In one and a half hours, I lost my best friend, my partner in parenting, my great love, my support, my greatest fan, and my lover and companion. All gone in one day. The person who knows me best. The one who loves me unconditionally. I appear like I am handling things well, but every once in a while, I will suddenly get the sucker punch remembrance that he is gone, and my reaction is, "Oh, my god!" Then I experience the "now what?," the panic, the great unfairness of it all once again. Over and over again.
Yesterday I took the kids to the science center because, first, they needed a distraction, and second, the membership was expiring at the end of the month. Each of the kids is handling it differently, Kiki apparently the best, but I wonder if she simply appears to be doing better than the rest of us. Rocky hasn't begun to verbalize this whole thing, and Nita has regressed a little, and is a little less fearless. She is like I am in that she will be blindsided and then cry a bit, and she is cranky, but at least she is showing some reaction.
Anyway, on the way to the science center, we were on the expressway, and I suddenly, for a brief instant, thought I could simply go into the path of a truck and end it for all of us. However, good sense (or at least social expectations) prevailed, and I recollected that we had purchased one of the highest safety ratings vehicles (a lot of good it did EG), and I realized that I could fail in my intent and survive but lose my children, too, and probably end up incarcerated and a paraplegic with no van left to adapt for hand controls. Or, worse yet, become one of those poster children for women driven over the edge (pardon the pun) by the hormonal roller coaster of menopause.

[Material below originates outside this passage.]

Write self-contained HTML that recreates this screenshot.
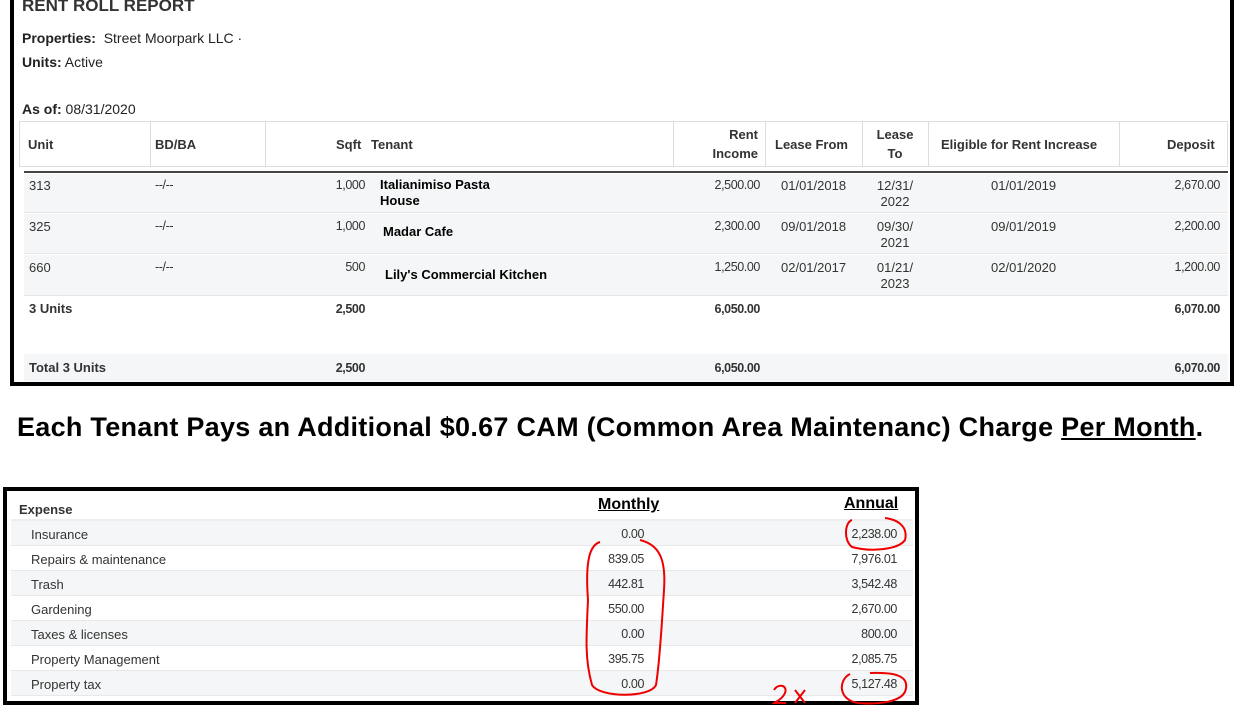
<!DOCTYPE html>
<html><head><meta charset="utf-8"><style>
*{margin:0;padding:0;box-sizing:border-box}
body{width:1250px;height:705px;background:#fff;font-family:"Liberation Sans",Arial,sans-serif;color:#333;position:relative;overflow:hidden}
.a{position:absolute;white-space:nowrap}
.box1{position:absolute;left:10px;top:-4px;width:1224px;height:390px;border:4px solid #000}
.box2{position:absolute;left:3px;top:487px;width:916px;height:218px;border:4px solid #000}
.c{position:absolute;font-size:13px}
.b{font-weight:bold}
.r{text-align:right}
.n{font-size:12.5px;letter-spacing:-0.4px}
</style></head><body>
<div class="box1"></div>
<div class="a b" style="left:22px;top:-4px;font-size:17px;color:#333">RENT ROLL REPORT</div>
<div class="a" style="left:22px;top:30px;font-size:14px;color:#222"><b>Properties:</b>&nbsp; Street Moorpark LLC ·</div>
<div class="a" style="left:22px;top:54px;font-size:14px;color:#222"><b>Units:</b> Active</div>
<div class="a" style="left:22px;top:101px;font-size:14px;color:#222"><b>As of:</b> 08/31/2020</div>

<div class="a" style="left:19px;top:121px;width:1209px;height:46px;border:1px solid #ddd;background:#fff"></div>
<div class="a" style="left:150px;top:122px;width:1px;height:45px;background:#ddd"></div>
<div class="a" style="left:265px;top:122px;width:1px;height:45px;background:#ddd"></div>
<div class="a" style="left:673px;top:122px;width:1px;height:45px;background:#ddd"></div>
<div class="a" style="left:765px;top:122px;width:1px;height:45px;background:#ddd"></div>
<div class="a" style="left:862px;top:122px;width:1px;height:45px;background:#ddd"></div>
<div class="a" style="left:928px;top:122px;width:1px;height:45px;background:#ddd"></div>
<div class="a" style="left:1119px;top:122px;width:1px;height:45px;background:#ddd"></div>
<div class="c b" style="left:28px;top:137px">Unit</div>
<div class="c b" style="left:155px;top:137px">BD/BA</div>
<div class="c b" style="left:336px;top:137px">Sqft</div>
<div class="c b" style="left:371px;top:137px">Tenant</div>
<div class="c b r" style="left:690px;top:125px;width:68px;line-height:19px">Rent<br>Income</div>
<div class="c b" style="left:775px;top:137px">Lease From</div>
<div class="c b" style="left:862px;top:125px;width:66px;text-align:center;line-height:19px">Lease<br>To</div>
<div class="c b" style="left:941px;top:137px">Eligible for Rent Increase</div>
<div class="c b" style="left:1167px;top:137px">Deposit</div>
<div class="a" style="left:24px;top:171px;width:1204px;height:2px;background:#444"></div>

<div class="a" style="left:24px;top:174px;width:1204px;height:39px;background:#f5f6f7;border-bottom:1px solid #e6e6e6"></div>
<div class="a" style="left:24px;top:214px;width:1204px;height:40px;background:#f5f6f7;border-bottom:1px solid #e6e6e6"></div>
<div class="a" style="left:24px;top:255px;width:1204px;height:41px;background:#f5f6f7;border-bottom:1px solid #e6e6e6"></div>
<div class="a" style="left:24px;top:354px;width:1204px;height:27px;background:#f5f6f7"></div>

<div class="c" style="left:29px;top:178px">313</div>
<div class="c n" style="left:155px;top:178px">--/--</div>
<div class="c n r" style="left:300px;top:178px;width:65px">1,000</div>
<div class="c b" style="left:380px;top:177px;color:#000;line-height:16px">Italianimiso Pasta<br>House</div>
<div class="c n r" style="left:680px;top:178px;width:80px">2,500.00</div>
<div class="c" style="left:781px;top:178px">01/01/2018</div>
<div class="c" style="left:862px;top:178px;width:66px;text-align:center;line-height:16px">12/31/<br>2022</div>
<div class="c" style="left:991px;top:178px">01/01/2019</div>
<div class="c n r" style="left:1140px;top:178px;width:80px">2,670.00</div>

<div class="c" style="left:29px;top:219px">325</div>
<div class="c n" style="left:155px;top:219px">--/--</div>
<div class="c n r" style="left:300px;top:219px;width:65px">1,000</div>
<div class="c b" style="left:383px;top:224px;color:#000">Madar Cafe</div>
<div class="c n r" style="left:680px;top:219px;width:80px">2,300.00</div>
<div class="c" style="left:781px;top:219px">09/01/2018</div>
<div class="c" style="left:862px;top:219px;width:66px;text-align:center;line-height:16px">09/30/<br>2021</div>
<div class="c" style="left:991px;top:219px">09/01/2019</div>
<div class="c n r" style="left:1140px;top:219px;width:80px">2,200.00</div>

<div class="c" style="left:29px;top:260px">660</div>
<div class="c n" style="left:155px;top:260px">--/--</div>
<div class="c n r" style="left:300px;top:260px;width:65px">500</div>
<div class="c b" style="left:385px;top:267px;color:#000">Lily's Commercial Kitchen</div>
<div class="c n r" style="left:680px;top:260px;width:80px">1,250.00</div>
<div class="c" style="left:781px;top:260px">02/01/2017</div>
<div class="c" style="left:862px;top:260px;width:66px;text-align:center;line-height:16px">01/21/<br>2023</div>
<div class="c" style="left:991px;top:260px">02/01/2020</div>
<div class="c n r" style="left:1140px;top:260px;width:80px">1,200.00</div>

<div class="c b" style="left:29px;top:301px">3 Units</div>
<div class="c b n r" style="left:300px;top:302px;width:65px">2,500</div>
<div class="c b n r" style="left:680px;top:302px;width:80px">6,050.00</div>
<div class="c b n r" style="left:1140px;top:302px;width:80px">6,070.00</div>

<div class="c b" style="left:29px;top:360px">Total 3 Units</div>
<div class="c b n r" style="left:300px;top:361px;width:65px">2,500</div>
<div class="c b n r" style="left:680px;top:361px;width:80px">6,050.00</div>
<div class="c b n r" style="left:1140px;top:361px;width:80px">6,070.00</div>

<div class="a b" style="left:17px;top:412px;font-size:27px;letter-spacing:0.28px;color:#000">Each Tenant Pays an Additional $0.67 CAM (Common Area Maintenanc) Charge <u>Per Month</u>.</div>

<div class="box2"></div>
<div class="a" style="left:11px;top:496px;width:902px;height:25px;background:#fff;border-bottom:2px solid #eee"></div>
<div class="a" style="left:11px;top:521px;width:902px;height:25px;background:#f5f6f7;border-bottom:1px solid #e8e8e8"></div>
<div class="a" style="left:11px;top:546px;width:902px;height:25px;background:#fff;border-bottom:1px solid #e8e8e8"></div>
<div class="a" style="left:11px;top:571px;width:902px;height:25px;background:#f5f6f7;border-bottom:1px solid #e8e8e8"></div>
<div class="a" style="left:11px;top:596px;width:902px;height:25px;background:#fff;border-bottom:1px solid #e8e8e8"></div>
<div class="a" style="left:11px;top:621px;width:902px;height:25px;background:#f5f6f7;border-bottom:1px solid #e8e8e8"></div>
<div class="a" style="left:11px;top:646px;width:902px;height:25px;background:#fff;border-bottom:1px solid #e8e8e8"></div>
<div class="a" style="left:11px;top:671px;width:902px;height:25px;background:#f5f6f7;border-bottom:1px solid #e8e8e8"></div>

<div class="c b" style="left:19px;top:502px">Expense</div>
<div class="a b" style="left:598px;top:496px;font-size:16px;color:#000;text-decoration:underline">Monthly</div>
<div class="a b" style="left:844px;top:495px;font-size:16px;color:#000;text-decoration:underline">Annual</div>

<div class="c" style="left:31px;top:527px">Insurance</div>
<div class="c" style="left:31px;top:552px">Repairs &amp; maintenance</div>
<div class="c" style="left:31px;top:577px">Trash</div>
<div class="c" style="left:31px;top:602px">Gardening</div>
<div class="c" style="left:31px;top:627px">Taxes &amp; licenses</div>
<div class="c" style="left:31px;top:652px">Property Management</div>
<div class="c" style="left:31px;top:677px">Property tax</div>

<div class="c n r" style="left:560px;top:527px;width:84px">0.00</div>
<div class="c n r" style="left:560px;top:552px;width:84px">839.05</div>
<div class="c n r" style="left:560px;top:577px;width:84px">442.81</div>
<div class="c n r" style="left:560px;top:602px;width:84px">550.00</div>
<div class="c n r" style="left:560px;top:627px;width:84px">0.00</div>
<div class="c n r" style="left:560px;top:652px;width:84px">395.75</div>
<div class="c n r" style="left:560px;top:677px;width:84px">0.00</div>

<div class="c n r" style="left:800px;top:527px;width:97px">2,238.00</div>
<div class="c n r" style="left:800px;top:552px;width:97px">7,976.01</div>
<div class="c n r" style="left:800px;top:577px;width:97px">3,542.48</div>
<div class="c n r" style="left:800px;top:602px;width:97px">2,670.00</div>
<div class="c n r" style="left:800px;top:627px;width:97px">800.00</div>
<div class="c n r" style="left:800px;top:652px;width:97px">2,085.75</div>
<div class="c n r" style="left:800px;top:677px;width:97px">5,127.48</div>

<svg class="a" style="left:0;top:0" width="1250" height="705" fill="none" stroke="#e00" stroke-width="2">
<path d="M600 542 C590 545 585 560 588 600 C586 640 585 660 592 685 C600 698 650 698 656 685 C660 660 662 620 664 590 C666 560 660 545 640 540"/>
<path d="M852 520 C845 522 843 540 852 547 C870 552 898 550 905 540 C908 528 900 520 885 518"/>
<path d="M850 674 C838 680 838 700 858 703 C885 705 905 700 906 688 C908 676 895 672 870 673"/>
<path d="M774 690 C778 683 788 685 785 693 C782 700 775 702 774 703 L786 703"/>
<path d="M795 690 L805 703 M805 690 L795 703"/>
</svg>
</body></html>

People ask, "How are you doing," but I don't know if they REALLY want to know, to listen to me rail about how much I hate this and how unfair it is, to hear about the pain and loss, or if they really care that I am having trouble breathing, thinking, eating, and making decisions. If it weren't for the kids and their schedules, and the dogs with their immediate needs, I don't know if I could or more accurately, would want to, function.
But I do.
Shortly after EG died, my sister gave me a ring which she purchased for herself. It is a simple silver band, but the shape is a mobius, so the ring draws attention to itself both from the wearer and the observer. The ring has the quote, "A journey of one thousand miles begins with a single step." And so, every day, sometimes every hour or every minute, I take one more step on the journey.